The nurse made me settle down and walked off. The scene was repeated several times during that night. Yes, the screams of patients, my nausea and then injection. And then I dozed off.
I woke up and saw the nurse walking from one patient to another. Now I had the time to look at her. She was petite and good looking with short hair. She had a pleasant personality. I don’t remember seeing her sitting anytime. The doctor on duty would sit and write something and seemed to keep an eye on everything from his central position. Once I asked the nurse about the other patients as she put the injection into my canola, she said, “Mostly, we have accident victims. There is a government official, who is constantly telling us which file to bring to him and do it quickly.” She smiled and said, “We humour him, and keep saying ‘yes sir, no sir’ to him. Sometimes we even tell him that the file is on the way.”
And when I came to know that the nurse was going I said, “That was a horrible night.” She said, “Oh no, it was a very good night, compared to yesterday.” I was really shocked. “How can you call such a night good? How can a night be worse than this one?” I asked.
“Yesterday, it was very bad,” she said briefly. “We had four deaths.”
She continued, “One of them was a young boy. He’d been poisoned.” That really caught my attention. She added, “He was the son of a doctor here, who had been hit by criminals in a bazaar for not handing over his mobile phone.” So, they forcibly put poison in his mouth and made him swallow it at gun point. And then left him on the footpath to die. This happened in broad daylight in the middle of a busy street. No one dared to help.
“By the time he was brought here he was in a bad shape. We lost him last night.”
I did not ask about the other three who were accident victims. I looked around again. The patients nearby seemed to have been changed. They appeared to have been replaced by equally ill patients. The old lady was replaced by a young boy with a bandaged eye and injured head. He too seemed to be in agony.
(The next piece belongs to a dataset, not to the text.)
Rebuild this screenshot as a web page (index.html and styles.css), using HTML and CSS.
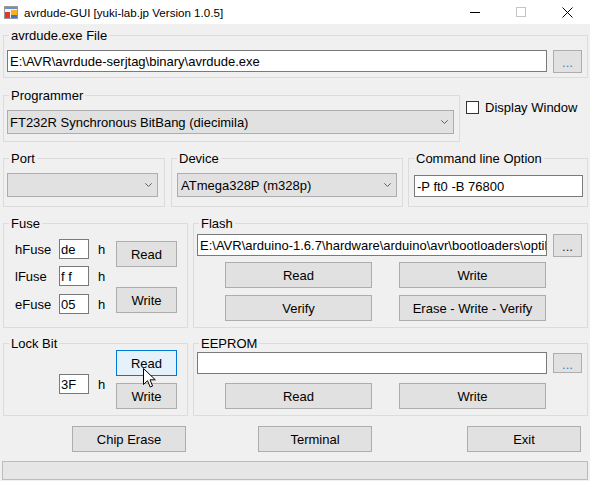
FILE: index.html
```html
<!DOCTYPE html>
<html lang="ja">
<head>
<meta charset="utf-8">
<title>avrdude-GUI</title>
<link rel="stylesheet" href="styles.css">
</head>
<body>
<header class="titlebar">
  <svg class="appicon" width="14" height="13" viewBox="0 0 14 13">
    <rect x="0.5" y="0.5" width="13" height="12" fill="#f2f2f2" stroke="#9a9a9a"/>
    <rect x="1" y="1" width="12" height="2" fill="#6b8fc9"/>
    <rect x="1" y="6" width="5" height="6" fill="#e0392b"/>
    <rect x="7" y="4" width="6" height="5" fill="#f5b324"/>
    <rect x="7" y="9" width="6" height="3" fill="#3b74d4"/>
  </svg>
  <span class="title">avrdude-GUI [yuki-lab.jp Version 1.0.5]</span>
  <div class="caption">
    <span class="capbtn"><svg width="10" height="10" viewBox="0 0 10 10"><path d="M0 5.5H10" stroke="#000"/></svg></span>
    <span class="capbtn"><svg width="10" height="10" viewBox="0 0 10 10"><rect x="0.5" y="0.5" width="9" height="9" fill="none" stroke="#c4c4c4"/></svg></span>
    <span class="capbtn"><svg width="11" height="11" viewBox="0 0 11 11"><path d="M0.5 0.5L10.5 10.5M10.5 0.5L0.5 10.5" stroke="#000"/></svg></span>
  </div>
</header>

<main class="client">
  <fieldset class="grp g-exe">
    <legend>avrdude.exe File</legend>
    <div class="path-row pad-exe">
      <input class="tb tb-wide" value="E:\AVR\avrdude-serjtag\binary\avrdude.exe" readonly>
      <button class="btn browse blue">...</button>
    </div>
  </fieldset>

  <div class="row row2">
    <fieldset class="grp g-prog">
      <legend>Programmer</legend>
      <div class="pad-prog">
        <div class="combo combo-prog"><span>FT232R Synchronous BitBang (diecimila)</span><svg class="chev" width="7" height="4" viewBox="0 0 7 4"><path d="M0.3 0.3L3.5 3.5L6.7 0.3" fill="none" stroke="#606060"/></svg></div>
      </div>
    </fieldset>
    <label class="check"><span class="box"></span>Display Window</label>
  </div>

  <div class="row row3">
    <fieldset class="grp g-port">
      <legend>Port</legend>
      <div class="pad-port">
        <div class="combo combo-port"><span></span><svg class="chev" width="7" height="4" viewBox="0 0 7 4"><path d="M0.3 0.3L3.5 3.5L6.7 0.3" fill="none" stroke="#606060"/></svg></div>
      </div>
    </fieldset>
    <fieldset class="grp g-dev">
      <legend>Device</legend>
      <div class="pad-dev">
        <div class="combo combo-dev"><span>ATmega328P (m328p)</span><svg class="chev" width="7" height="4" viewBox="0 0 7 4"><path d="M0.3 0.3L3.5 3.5L6.7 0.3" fill="none" stroke="#606060"/></svg></div>
      </div>
    </fieldset>
    <fieldset class="grp g-cmd">
      <legend>Command line Option</legend>
      <div class="pad-cmd">
        <input class="tb tb-cmd" value="-P ft0 -B 76800" readonly>
      </div>
    </fieldset>
  </div>

  <div class="row row4">
    <fieldset class="grp g-fuse">
      <legend>Fuse</legend>
      <div class="fuse-body">
        <div class="regs">
          <div class="reg"><span class="reg-name">hFuse</span><input class="tb tb-byte" value="de" readonly><span class="reg-h">h</span></div>
          <div class="reg reg-l"><span class="reg-name">lFuse</span><input class="tb tb-byte" value="f f" readonly><span class="reg-h">h</span></div>
          <div class="reg reg-e"><span class="reg-name">eFuse</span><input class="tb tb-byte" value="05" readonly><span class="reg-h">h</span></div>
        </div>
        <div class="btncol fuse-btns">
          <button class="btn btn-s">Read</button>
          <button class="btn btn-s">Write</button>
        </div>
      </div>
    </fieldset>
    <fieldset class="grp g-flash">
      <legend>Flash</legend>
      <div class="flash-body">
        <div class="path-row">
          <input class="tb tb-file" value="E:\AVR\arduino-1.6.7\hardware\arduino\avr\bootloaders\optiboot\optiboot_atmega328.hex" readonly>
          <button class="btn browse">...</button>
        </div>
        <div class="btngrid flash-grid">
          <button class="btn btn-m">Read</button>
          <button class="btn btn-m">Write</button>
          <button class="btn btn-m">Verify</button>
          <button class="btn btn-m">Erase - Write - Verify</button>
        </div>
      </div>
    </fieldset>
  </div>

  <div class="row row5">
    <fieldset class="grp g-fuse">
      <legend>Lock Bit</legend>
      <div class="lock-body">
        <div class="regs lock-regs">
          <div class="reg"><span class="reg-name"></span><input class="tb tb-byte" value="3F" readonly><span class="reg-h">h</span></div>
        </div>
        <div class="btncol lock-btns">
          <button class="btn btn-s focused">Read</button>
          <button class="btn btn-s">Write</button>
        </div>
      </div>
    </fieldset>
    <fieldset class="grp g-flash">
      <legend>EEPROM</legend>
      <div class="eeprom-body">
        <div class="path-row">
          <input class="tb tb-file" value="" readonly>
          <button class="btn browse short blue">...</button>
        </div>
        <div class="btngrid eeprom-grid">
          <button class="btn btn-m">Read</button>
          <button class="btn btn-m">Write</button>
        </div>
      </div>
    </fieldset>
  </div>

  <div class="row row6">
    <button class="btn btn-l b-chip">Chip Erase</button>
    <button class="btn btn-l b-term">Terminal</button>
    <button class="btn btn-l b-exit">Exit</button>
  </div>

  <div class="status"></div>
</main>

<svg class="cursor" width="13" height="21" viewBox="0 0 13 21">
  <path d="M0.5 0.5V16.5L4.5 12.7L7.2 19L9.6 18L7 11.8H12.3Z" fill="#fff" stroke="#000" stroke-linejoin="miter"/>
</svg>
</body>
</html>
```

FILE: styles.css
```css
* { box-sizing: border-box; }

html, body {
  margin: 0;
  padding: 0;
}

body {
  position: relative;
  width: 590px;
  height: 481px;
  overflow: hidden;
  background: #f0f0f0;
  font-family: "Liberation Sans", Arial, sans-serif;
  font-size: 13px;
  color: #000;
}

/* ---------- title bar ---------- */
.titlebar {
  height: 24px;
  background: #fff;
  display: flex;
  align-items: center;
}

.appicon {
  margin-left: 4px;
  margin-top: 1px;
  flex: none;
}

.title {
  margin-left: 6px;
  font-size: 11.6px;
  color: #000;
}

.caption {
  margin-left: auto;
  display: flex;
  height: 24px;
}

.capbtn {
  width: 46px;
  height: 24px;
  display: flex;
  align-items: center;
  justify-content: center;
}

/* ---------- group boxes ---------- */
.grp {
  margin: 0;
  padding: 0;
  border: 1px solid #dcdcdc;
  min-width: 0;
}

.grp legend {
  margin-left: 5px;
  padding: 0 2px;
  font-size: 13px;
  line-height: 13px;
}

.row {
  display: flex;
  margin-left: 3px;
}

/* ---------- controls ---------- */
.tb {
  margin: 0;
  border: 1px solid #7a7a7a;
  background: #fff;
  font: inherit;
  color: #000;
  padding: 0 0 0 2px;
  height: 22px;
  outline: none;
}

.btn {
  margin: 0;
  padding: 0;
  border: 1px solid #adadad;
  background: #e1e1e1;
  font: inherit;
  color: #000;
  text-align: center;
}

.btn.focused {
  background: #e5f1fb;
  border-color: #0078d7;
}

.browse {
  width: 29px;
  height: 23px;
  flex: none;
  color: #333;
  padding-top: 2px;
}

.browse.blue { color: #3f7fc0; }
.browse.short { height: 20px; margin-top: 1px; }

.combo {
  height: 24px;
  background: #e1e1e1;
  border: 1px solid #adadad;
  display: flex;
  align-items: center;
  padding: 0 5px 0 2px;
}

.combo .chev {
  margin-left: auto;
  flex: none;
}

.path-row {
  display: flex;
  align-items: flex-start;
  gap: 6px;
}

/* ---------- row 1 ---------- */
.g-exe {
  margin: 5px 0 0 3px;
  width: 585px;
}

.pad-exe { padding: 8px 0 4px 3px; }
.tb-wide { width: 540px; }

/* ---------- row 2 ---------- */
.row2 { margin-top: 11px; }
.g-prog { width: 457px; }
.pad-prog { padding: 8px 0 7px 3px; }
.combo-prog { width: 447px; }

.check {
  align-self: flex-start;
  margin: 12px 0 0 6px;
  display: flex;
  align-items: center;
  gap: 6px;
  height: 13px;
}

.check .box {
  width: 13px;
  height: 13px;
  border: 1px solid #333;
  background: #fff;
}

/* ---------- row 3 ---------- */
.row3 { margin-top: 10px; }
.g-port { width: 162px; }
.pad-port { padding: 8px 0 9px 3px; }
.combo-port { width: 151px; }

.g-dev { width: 232px; margin-left: 6px; }
.pad-dev { padding: 8px 0 0 5px; }
.combo-dev { width: 220px; padding-left: 3px; }

.g-cmd { width: 180px; margin-left: 5px; }
.pad-cmd { padding: 10px 0 0 5px; }
.tb-cmd { width: 169px; }

/* ---------- row 4 ---------- */
.row4 { margin-top: 10px; }
.g-fuse { width: 185px; }
.g-flash { width: 395px; margin-left: 5px; }

.fuse-body {
  display: flex;
  height: 97px;
}

.regs {
  width: 112px;
  padding: 9px 0 0 11px;
}

.reg {
  display: flex;
  align-items: center;
  height: 20px;
}

.reg-l { margin-top: 7px; }
.reg-e { margin-top: 8px; }

.reg-name { width: 44px; }

.tb-byte {
  width: 30px;
  height: 20px;
  padding-left: 1px;
}

.reg-h { margin-left: 9px; }

.btncol {
  display: flex;
  flex-direction: column;
}

.btn-s { width: 61px; height: 26px; }

.fuse-btns { padding-top: 11px; gap: 20px; }

.flash-body {
  height: 97px;
  padding: 4px 0 0 3px;
}

.tb-file { width: 350px; }

.btngrid {
  display: grid;
  grid-template-columns: 147px 147px;
  column-gap: 27px;
  row-gap: 7px;
  margin-left: 28px;
}

.btn-m { height: 26px; }

.flash-grid { margin-top: 5px; }

/* ---------- row 5 ---------- */
.row5 { margin-top: 9px; }

.lock-body {
  display: flex;
  height: 65px;
}

.lock-regs { padding-top: 24px; }
.lock-btns { gap: 7px; }

.eeprom-body {
  height: 65px;
  padding: 2px 0 0 3px;
}

.eeprom-grid { margin-top: 9px; }

/* ---------- row 6 ---------- */
.row6 { margin-top: 10px; }
.btn-l { width: 114px; height: 26px; }
.b-chip { margin-left: 69px; }
.b-term { margin-left: 72px; }
.b-exit { margin-left: 95px; }

/* ---------- status / progress ---------- */
.status {
  margin: 9px 0 0 2px;
  width: 586px;
  height: 19px;
  background: #e6e6e6;
  border: 1px solid #bcbcbc;
}

/* mouse pointer over the focused button */
.cursor {
  position: absolute;
  left: 143px;
  top: 368px;
}
```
He was a teenager and must be 14 years old. I could see his worried father sitting next to him.
Soon the environment changed completely. It seemed the new in-charge of the hospital was to walk in for a routine round. Suddenly, it appeared as if things had to look very prim and proper. So, for the second time, my bed sheet was changed by competent maids and new sheets were placed under the blanket. I tried to act the part of a nice patient too. Everyone was trying to make the place look nicer.
One doctor was a lovely, good-looking lady. I envied her for being so decked up and beautiful.
Soon the round was over and I was allowed to go on a roller coaster ride on a stretcher into the ambulance, and through a lift into my own room next to the ward. Landing with a thud onto my bed as the maid’s hand slipped, I was grateful to be there in one, stitched up, piece.
Now when I look back on that particular night, I feel a tad uncomfortable, for reasons that are not hard to explain.